Keeping Ducks on the Homestead

The chickens and ducks get along quite well in my flock.

Homestead Ducks

Ducks are a great addition to the small homestead. They provide eggs and meat, and pest control too! Their meat is delicious and the eggs are great for baking and fresh eating. Ducks are less prone to disease than chickens and they lay eggs well during the winter. The hatchlings grow quickly to provide meat for your table at about 2 to 3 months of age. The hens begin to lay at around 5 months and the eggs are large and full of protein. Some people don’t care for the flavor of duck eggs, but they are excellent for making moist and fluffy baked goods.

Will raising your own poultry protect you from rising egg prices?

Duck eggs are very nutritious.

What Breed of Duck is Best?

Homesteaders who wish to raise ducks for meat tend to favor the White Pekin, a fast growing bird with plenty of breast meat. Muscovies are another good breed for meat production. If you prefer to raise ducks for eggs, the Khaki Campbell is reputed to lay the most eggs. If you’d like both, the Pekin is a good choice.

I ordered Khaki Campbell ducklings this spring to try them out for egg production, but instead the hatchery sent me Black Cayugas. You can read more about them in my post The Case of The Mystery Ducks.

Khaki Campbell Duckling

Black Cayuga Duckling

 

Once you find yourself with a nice basket of their eggs, check out my post How to Use Duck Eggs for some extra information about these tasty treasures.

Keeping Ducks

Ducks do best if they are allowed to forage for bugs and greens in a nice sized pasture. Ducklings need good nutrition to prevent deficiencies. Vitamin E can be a problem because it breaks down in storage and feed that is more than a month old may not have enough of this nutrient. Ducklings deficient in vitamin E will start rolling over on their backs and paddling the air. If this happens, add fresh brewers yeast to their feed immediately, or break open a vitamin E capsul in their beaks and get fresh feed for them. Bring freshly clipped grass or other greens if they can’t go out to forage for greens.

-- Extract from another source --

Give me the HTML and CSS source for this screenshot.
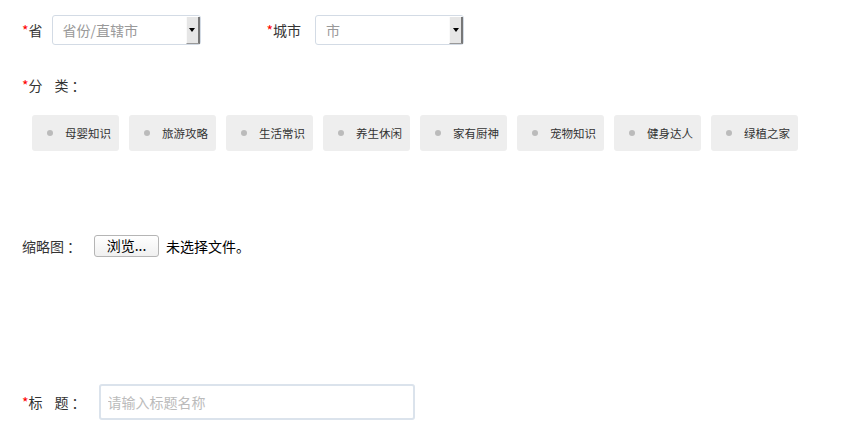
FILE: index.html
```html
<!DOCTYPE html>
<html lang="zh-CN">
<head>
    <meta charset="UTF-8">
    <meta name="viewport" content="width=device-width, initial-scale=1.0">
    <title>发布</title>
    <link rel="stylesheet" href="styles.css">
</head>
<body>
    <form class="post-form">
        <div class="row row-area">
            <label class="label"><span class="req">*</span>省</label>
            <div class="select select-province">
                <span class="select-text">省份/直辖市</span>
                <span class="select-btn"><span class="arrow"></span></span>
            </div>
            <label class="label label-city"><span class="req">*</span>城市</label>
            <div class="select select-city">
                <span class="select-text">市</span>
                <span class="select-btn"><span class="arrow"></span></span>
            </div>
        </div>

        <div class="row row-cat">
            <label class="label"><span class="req">*</span><span class="gap">分</span>类<span class="colon">：</span></label>
        </div>
        <ul class="tags">
            <li class="tag">母婴知识</li>
            <li class="tag">旅游攻略</li>
            <li class="tag">生活常识</li>
            <li class="tag">养生休闲</li>
            <li class="tag">家有厨神</li>
            <li class="tag">宠物知识</li>
            <li class="tag">健身达人</li>
            <li class="tag">绿植之家</li>
        </ul>

        <div class="row row-thumb">
            <label class="label label-thumb">缩略图<span class="colon">：</span></label>
            <span class="file-btn">浏览...</span>
            <span class="file-name">未选择文件。</span>
        </div>

        <div class="row row-title">
            <label class="label label-title"><span class="req">*</span><span class="gap">标</span>题<span class="colon">：</span></label>
            <input class="title-input" type="text" placeholder="请输入标题名称">
        </div>
    </form>
</body>
</html>
```

FILE: styles.css
```css
body {
    margin: 0;
    font-family: "Noto Sans CJK SC", "Liberation Sans", sans-serif;
    font-size: 14px;
    color: #333;
    background: #fff;
}
.post-form {
    padding: 15px 0 0 22px;
}
.row {
    display: flex;
    align-items: center;
}
.label {
    line-height: 20px;
}
.req {
    color: #f00;
}
.gap {
    margin-right: 12px;
}
.colon {
    padding-left: 3px;
}

/* province / city */
.row-area {
    height: 30px;
}
.select {
    position: relative;
    box-sizing: border-box;
    width: 149px;
    height: 30px;
    border: 1px solid #d3dbe5;
    border-radius: 3px;
    display: flex;
    align-items: center;
    padding-left: 10px;
}
.select-province {
    margin-left: 9px;
}
.label-city {
    margin-left: 66px;
}
.select-city {
    margin-left: 14px;
}
.select-text {
    color: #999;
    line-height: 20px;
}
.select-btn {
    position: absolute;
    top: 1px;
    right: 0;
    width: 14px;
    height: 27px;
    box-sizing: border-box;
    background: #e6e6e6;
    border-left: 1px solid #fafafa;
    border-right: 2px solid #777;
    border-bottom: 1px solid #999;
    display: flex;
    align-items: center;
    justify-content: center;
}
.arrow {
    width: 0;
    height: 0;
    border-left: 3px solid transparent;
    border-right: 3px solid transparent;
    border-top: 4px solid #000;
}

/* categories */
.row-cat {
    margin-top: 30px;
}
.tags {
    list-style: none;
    margin: 20px 0 0 10px;
    padding: 0;
    display: flex;
    gap: 10px;
}
.tag {
    box-sizing: border-box;
    width: 87px;
    height: 36px;
    background: #eee;
    border-radius: 3px;
    font-size: 11.5px;
    color: #333;
    display: flex;
    align-items: center;
    padding-left: 33px;
    position: relative;
}
.tag::before {
    content: "";
    position: absolute;
    left: 15px;
    top: 15px;
    width: 6px;
    height: 6px;
    border-radius: 50%;
    background: #bbb;
}

/* thumbnail */
.row-thumb {
    margin-top: 84px;
    align-items: flex-end;
}
.label-thumb {
    margin-right: 13px;
}
.file-btn {
    box-sizing: border-box;
    width: 65px;
    height: 22px;
    border: 1px solid #b5b5b5;
    border-radius: 3px;
    background: linear-gradient(#fff, #f0f0f0);
    color: #000;
    text-align: center;
    line-height: 19px;
    margin-bottom: -1px;
}
.file-name {
    margin-left: 7px;
    color: #000;
    line-height: 20px;
}

/* title */
.row-title {
    margin-top: 128px;
}
.label-title {
    margin-right: 13px;
}
.title-input {
    box-sizing: border-box;
    width: 316px;
    height: 36px;
    border: 2px solid #dbe3ec;
    border-radius: 3px;
    padding: 0 7px;
    font-family: inherit;
    font-size: 14px;
    color: #333;
    outline: none;
}
.title-input::placeholder {
    color: #bbb;
}
```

Ducks don’t need a pond, but they will definitely be happier if they have one. Make sure that they have a pan of water large enough for them to dunk their heads under water to clean their eyes and nostrils out regularly. If they don’t have clean water to wash in, they are likely to suffer from eye infections.

Ducks for Meat

Not all homesteaders will choose to raise their own poultry for meat, but if you do, ducks make a great eating bird. Pekins grow so quickly that they rival Cornish X meat chickens for fast meat production. For more information, check out my post Raising Ducks for Sustainable Meat Production.

Do you raise ducks? Are they for meat or eggs, or both? What is your favorite breed of duck?